17. I was making, this morning, some general visits, and at twelve I
called at the coffee-house for a letter from MD; so the man said he
had given it to Patrick; then I went to the Court of requests and
treasury to find Mr. Harley, and after some time spent in mutual
reproaches, I promised to dine with him; I stayed there till seven,
then called at Sterne's and Leigh's to talk about your box, and to
have it sent by Smyth; Sterne says he has been making inquiries,
and will set things right as soon as possible. I suppose it lies at
Chester, at least I hope so, and only wants a lift over to you. . . .
Well, so I came home to read my letter from Stella, but the dog
Patrick was abroad; at last he came, and I got my letter; I found
another hand had superscribed it; when I opened it, I found it written
all in French, and subscribed Bernage: faith, I was ready to fling
it at Patrick's head. Bernage tells me, he had been to desire your
recommendation to me to make him a captain; and your cautious answer,
'That he had as much power with me as you,' was a notable one; if you
were here, I would present you to the ministry as a person of ability.
Bernage should let me know where to write to him; this is the second
letter I have had without any direction; however, I beg I may not have
a third, but that you will ask him, and send me how I shall direct
to him. In the meantime, tell him, that if regiments are to be raised
here, as he says, I will speak to George Granville, secretary at war,
to make him a captain; and use what other interest I conveniently can.

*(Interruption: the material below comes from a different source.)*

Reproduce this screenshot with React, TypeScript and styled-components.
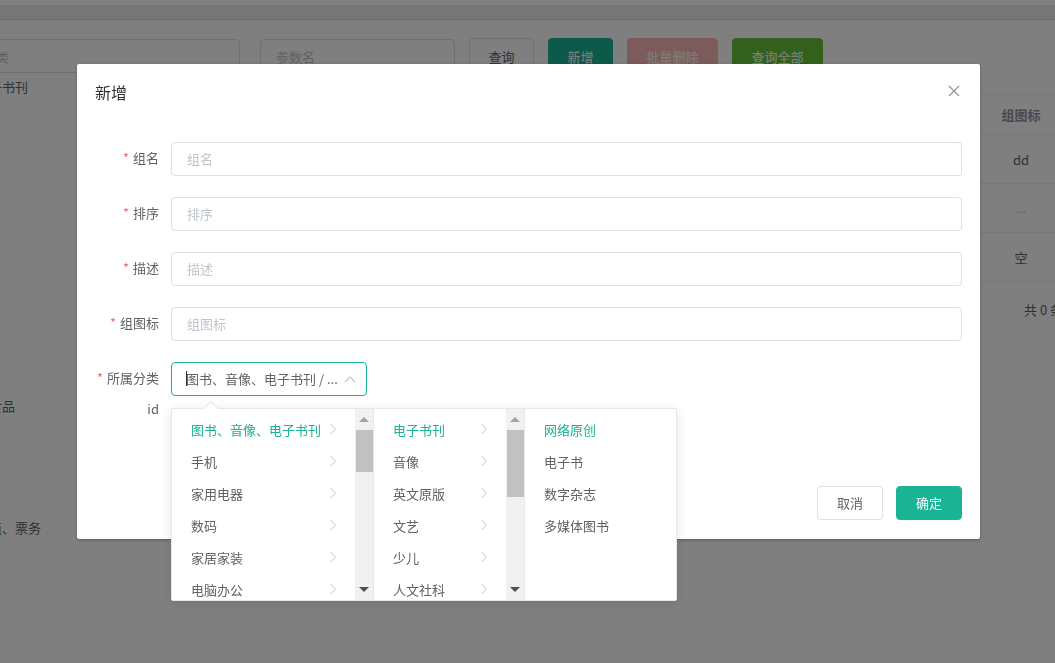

I think that is enough, and so tell him, and do not trouble me with
his letters when I expect them from MD; do you hear, young women,
write to Presto.
18. I was this morning with Mr. Secretary St. John, and we were to
dine at Mr. Harley's alone, about some business of importance; but
there were two or three gentlemen there. Mr. Secretary and I went
together from his office to Mr. Harley's, and thought to have been
very wise; but the deuce a bit: the company stayed, and more came,
and Harley went away at seven, and the secretary and I stayed with the
rest of the company till eleven; I would then have had him come away,
but he was in for it; and though he swore he would come away at that
flask, there I left him. I wonder at the civility of these people;
when he saw I would drink no more, he would always pass the bottle by
me, and yet I could not keep the toad from drinking himself, nor he
would not let me go neither, nor Masham, who was with us. When I
got home, I found a parcel directed to me, and opening it, I found
a pamphlet written entirely against myself, not by name, but against
something I writ: it is pretty civil, and affects to be so, and I
think I will take no notice of it; it is against something written
very lately; and indeed I know not what to say, nor do I care; and so
you are a saucy rogue for losing your money to-day at Stoyte's; to let
that bungler beat you, my Stella, are not you ashamed? well, I forgive
you this once, never do so again; no, noooo. Kiss and be friends,
sirrah. --Come, let me go sleep, I go earlier to bed than formerly; and
have not been out so late these two months; but the secretary was in a
drinking humour. So good night, myownlittledearsaucyinsolentrogues.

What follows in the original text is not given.